(What you are asked to do) Pull out every line with the word "code".

(The input)

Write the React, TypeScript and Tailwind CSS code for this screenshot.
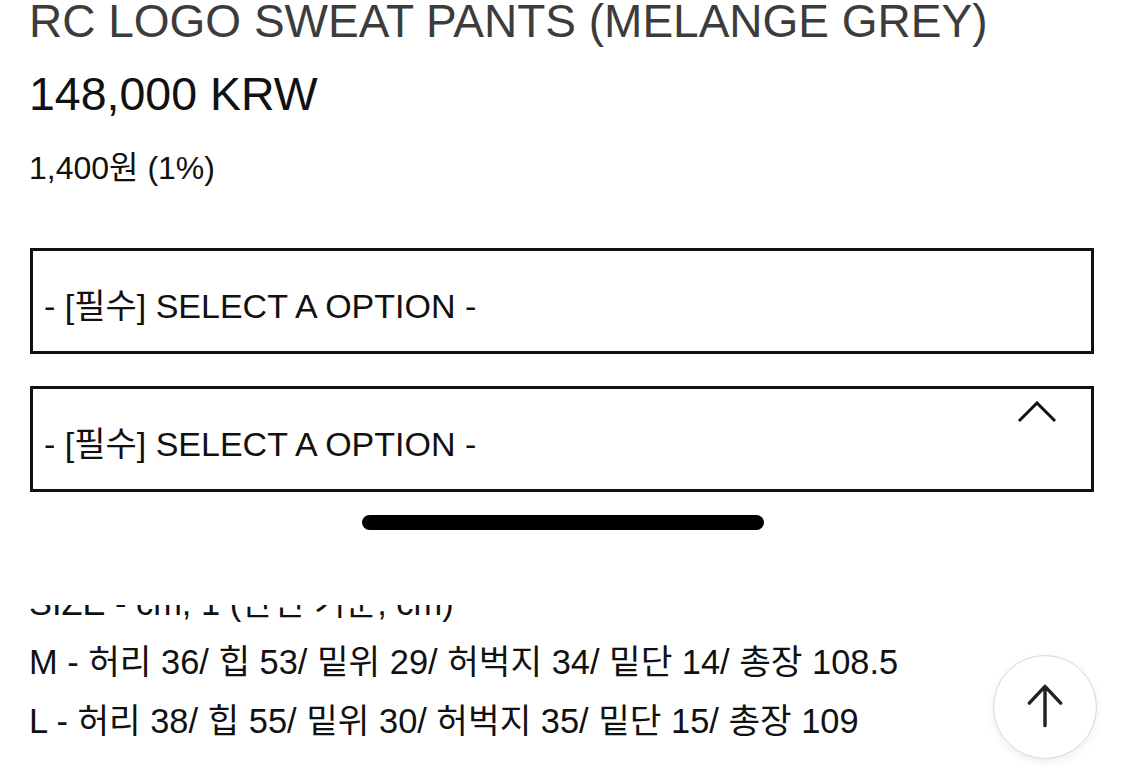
const sizeRows = [
  "M - 허리 36/ 힙 53/ 밑위 29/ 허벅지 34/ 밑단 14/ 총장 108.5",
  "L - 허리 38/ 힙 55/ 밑위 30/ 허벅지 35/ 밑단 15/ 총장 109",
];

const OptionSelect = ({ open }: { open?: boolean }) => (
  <div className="relative ml-px flex h-[106px] w-[1064px] items-center border-[3px] border-[#111] pl-[11px] pt-[10px]">
    <span className="text-[34px] leading-[34px] text-[#111]">- [필수] SELECT A OPTION -</span>
    {open && (
      <svg className="absolute right-[34px] top-[12px]" width="40" height="24" viewBox="0 0 40 24" fill="none">
        <polyline points="2,20 20,2 38,20" stroke="#111" strokeWidth="3" />
      </svg>
    )}
  </div>
);

export default function App() {
  return (
    <div className="relative h-[775px] w-full overflow-hidden bg-white font-['Liberation_Sans','Noto_Sans_CJK_KR',sans-serif]">
      <div className="pl-[29px]">
        <h1 className="text-[46px] font-normal leading-[43px] text-[#3c3c3c]">RC LOGO SWEAT PANTS (MELANGE GREY)</h1>
        <p className="mt-[28px] text-[46.5px] leading-[46px] text-[#111]">148,000 KRW</p>
        <p className="mt-[35px] text-[32px] leading-[32px] text-[#111]">1,400원 (1%)</p>

        <div className="mt-[64px] flex flex-col gap-[32px]">
          <OptionSelect />
          <OptionSelect open />
        </div>
      </div>

      {/* drag handle of the option sheet */}
      <div className="mt-[23px] flex justify-center">
        <div className="h-[15px] w-[402px] rounded-full bg-black" />
      </div>

      {/* size table, partly hidden under the sheet */}
      <div className="mt-[75px] pl-[29px] text-[34.4px] text-[#111]">
        <div className="h-[28px] overflow-hidden">
          <p className="-mt-[31px] leading-[59px]">SIZE - cm, 1 (단면 기준, cm)</p>
        </div>
        {sizeRows.map((row, i) => (
          <p key={i} className="leading-[59px]">{row}</p>
        ))}
      </div>

      <button className="absolute bottom-[16px] right-[28px] flex h-[104px] w-[104px] items-center justify-center rounded-full border border-[#d8d8d8] bg-white shadow-[0_3px_8px_rgba(0,0,0,0.07)]">
        <svg width="104" height="104" viewBox="0 0 104 104" fill="none">
          <path d="M52 71V31M36 48l16-17 16 17" stroke="#222" strokeWidth="3.5" strokeLinecap="round" strokeLinejoin="round" />
        </svg>
      </button>
    </div>
  );
}
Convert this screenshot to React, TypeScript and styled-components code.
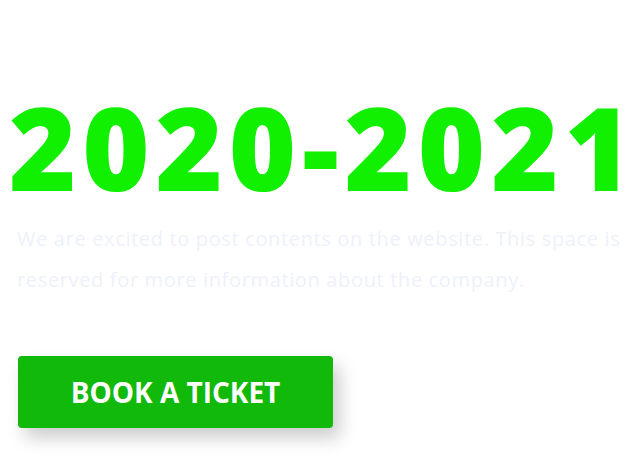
import React from "react";
import styled, { createGlobalStyle } from "styled-components";

const Global = createGlobalStyle`
  html, body { margin: 0; padding: 0; background: #ffffff; }
  body { font-family: "Open Sans", "Liberation Sans", sans-serif; }
`;

const Page = styled.main`
  width: 629px;
  height: 462px;
  box-sizing: border-box;
  padding-top: 89px;
  display: flex;
  flex-direction: column;
  align-items: flex-start;
  overflow: hidden;
`;

const Title = styled.h1`
  margin: 0 0 0 9px;
  font-family: "Open Sans", sans-serif;
  font-weight: 800;
  font-size: 115px;
  line-height: 115px;
  letter-spacing: 5.9px;
  color: #11f000;
  white-space: nowrap;
`;

const LastChar = styled.span`
  letter-spacing: 0;
`;

const Text = styled.p`
  margin: 14px 0 0 17px;
  width: 612px;
  font-family: "Open Sans", sans-serif;
  font-size: 20px;
  line-height: 41px;
  letter-spacing: 0.65px;
  color: #eef1fb;
`;

const Button = styled.button`
  margin: 56px 0 0 18px;
  width: 315px;
  height: 72px;
  padding: 0;
  border: none;
  border-radius: 4px;
  background: #10b90a;
  color: #ffffff;
  font-family: "Open Sans", sans-serif;
  font-weight: 700;
  font-size: 28px;
  box-shadow: 7px 10px 18px rgba(0, 0, 0, 0.2);
  cursor: pointer;
`;

export default function App() {
  return (
    <>
      <Global />
      <Page>
        <Title>
          2020-202<LastChar>1</LastChar>
        </Title>
        <Text>
          We are excited to post contents on the website. This space is reserved for more information about the company.
        </Text>
        <Button>BOOK A TICKET</Button>
      </Page>
    </>
  );
}
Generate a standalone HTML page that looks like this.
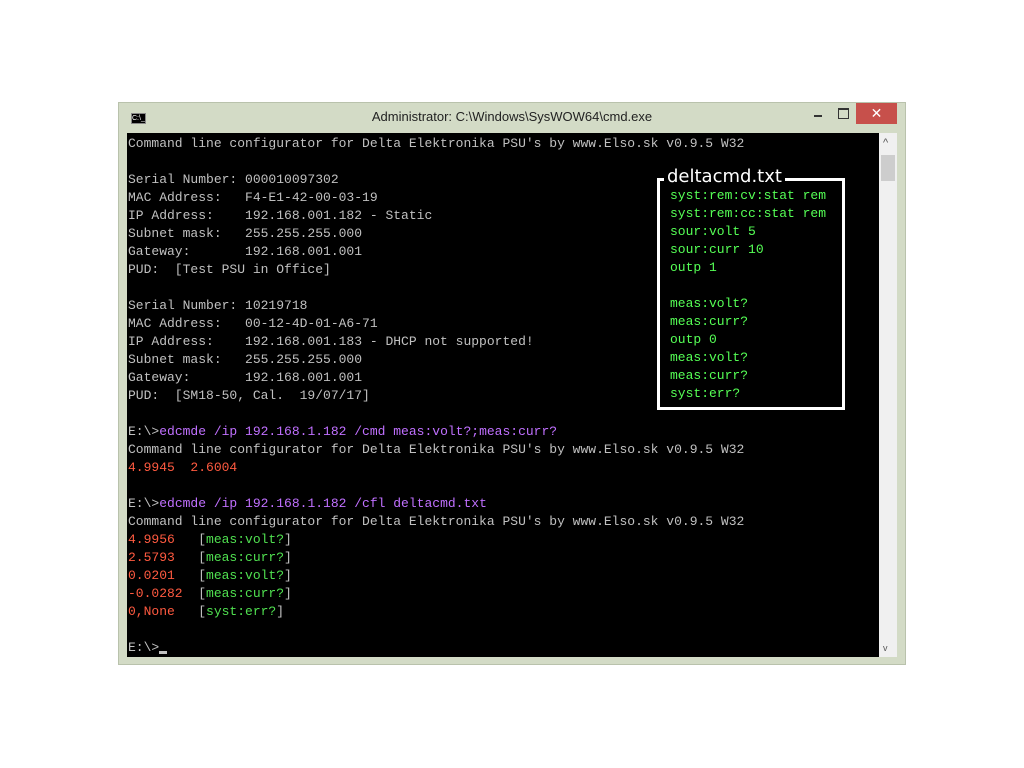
<!DOCTYPE html>
<html><head><style>
body{margin:0;width:1024px;height:768px;background:#fff;position:relative;overflow:hidden}
.win{position:absolute;left:118px;top:102px;width:788px;height:563px;background:#d3dbc6;box-sizing:border-box;border:1px solid #b9c2ac}
.title{position:absolute;left:0;right:0;top:0;height:30px;font:13px "Liberation Sans",sans-serif;color:#222;text-align:center;line-height:28px}
.con{position:absolute;left:127px;top:133px;width:752px;height:524px;background:#000;overflow:hidden}
pre{margin:0;padding:2px 0 0 1px;font:13px/18px "Liberation Mono",monospace;color:#c0c0c0}
.p{color:#c070ff}.r{color:#ff5a40}.g{color:#50e050}
.sb{position:absolute;left:879px;top:133px;width:18px;height:524px;background:#f0f0f0}
.box{position:absolute;left:657px;top:178px;width:182px;height:226px;border:3px solid #fff}
.bt{position:absolute;left:664px;top:166px;background:#000;color:#fff;font:18px "DejaVu Sans","Liberation Sans",sans-serif;padding:0 3px;line-height:22px}
.bx{position:absolute;left:670px;top:187px;font:13px/18px "Liberation Mono",monospace;color:#55ff55;margin:0;padding:0}
</style></head><body>
<div class="win">
<div class="title">Administrator: C:\Windows\SysWOW64\cmd.exe</div>
<div style="position:absolute;left:12px;top:10px;width:15px;height:11px;background:#000;border:1px solid #888;color:#fff;font:7px 'Liberation Sans';line-height:10px;box-sizing:border-box">C:\_</div>
<div style="position:absolute;left:695px;top:12px;width:8px;height:2px;background:#333"></div>
<div style="position:absolute;left:719px;top:5px;width:9px;height:8px;border:1px solid #333;border-top-width:2px"></div>
<div style="position:absolute;left:737px;top:0;width:41px;height:21px;background:#c7504b;color:#fff;font:14px 'Liberation Sans';text-align:center;line-height:21px">✕</div>
</div>
<div class="con"><pre>Command line configurator for Delta Elektronika PSU's by www.Elso.sk v0.9.5 W32

Serial Number: 000010097302
MAC Address:   F4-E1-42-00-03-19
IP Address:    192.168.001.182 - Static
Subnet mask:   255.255.255.000
Gateway:       192.168.001.001
PUD:  [Test PSU in Office]

Serial Number: 10219718
MAC Address:   00-12-4D-01-A6-71
IP Address:    192.168.001.183 - DHCP not supported!
Subnet mask:   255.255.255.000
Gateway:       192.168.001.001
PUD:  [SM18-50, Cal.  19/07/17]

E:\&gt;<span class="p">edcmde /ip 192.168.1.182 /cmd meas:volt?;meas:curr?</span>
Command line configurator for Delta Elektronika PSU's by www.Elso.sk v0.9.5 W32
<span class="r">4.9945  2.6004</span>

E:\&gt;<span class="p">edcmde /ip 192.168.1.182 /cfl deltacmd.txt</span>
Command line configurator for Delta Elektronika PSU's by www.Elso.sk v0.9.5 W32
<span class="r">4.9956 </span>  [<span class="g">meas:volt?</span>]
<span class="r">2.5793 </span>  [<span class="g">meas:curr?</span>]
<span class="r">0.0201 </span>  [<span class="g">meas:volt?</span>]
<span class="r">-0.0282</span>  [<span class="g">meas:curr?</span>]
<span class="r">0,None </span>  [<span class="g">syst:err?</span>]

E:\&gt;<span style="display:inline-block;width:8px;height:3px;background:#c0c0c0;vertical-align:-3px"></span></pre></div>
<div class="sb">
<div style="position:absolute;left:4px;top:4px;font:11px 'Liberation Sans';color:#555">^</div>
<div style="position:absolute;left:2px;top:22px;width:14px;height:26px;background:#cdcdcd"></div>
<div style="position:absolute;left:4px;bottom:4px;font:9px 'Liberation Sans';color:#555">v</div>
</div>
<div class="box"></div>
<div class="bt">deltacmd.txt</div>
<pre class="bx">syst:rem:cv:stat rem
syst:rem:cc:stat rem
sour:volt 5
sour:curr 10
outp 1

meas:volt?
meas:curr?
outp 0
meas:volt?
meas:curr?
syst:err?</pre>
</body></html>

(Written response)
Write the React, TypeScript and Tailwind CSS code for this screenshot.
Convert this screenshot to React, TypeScript and styled-components code.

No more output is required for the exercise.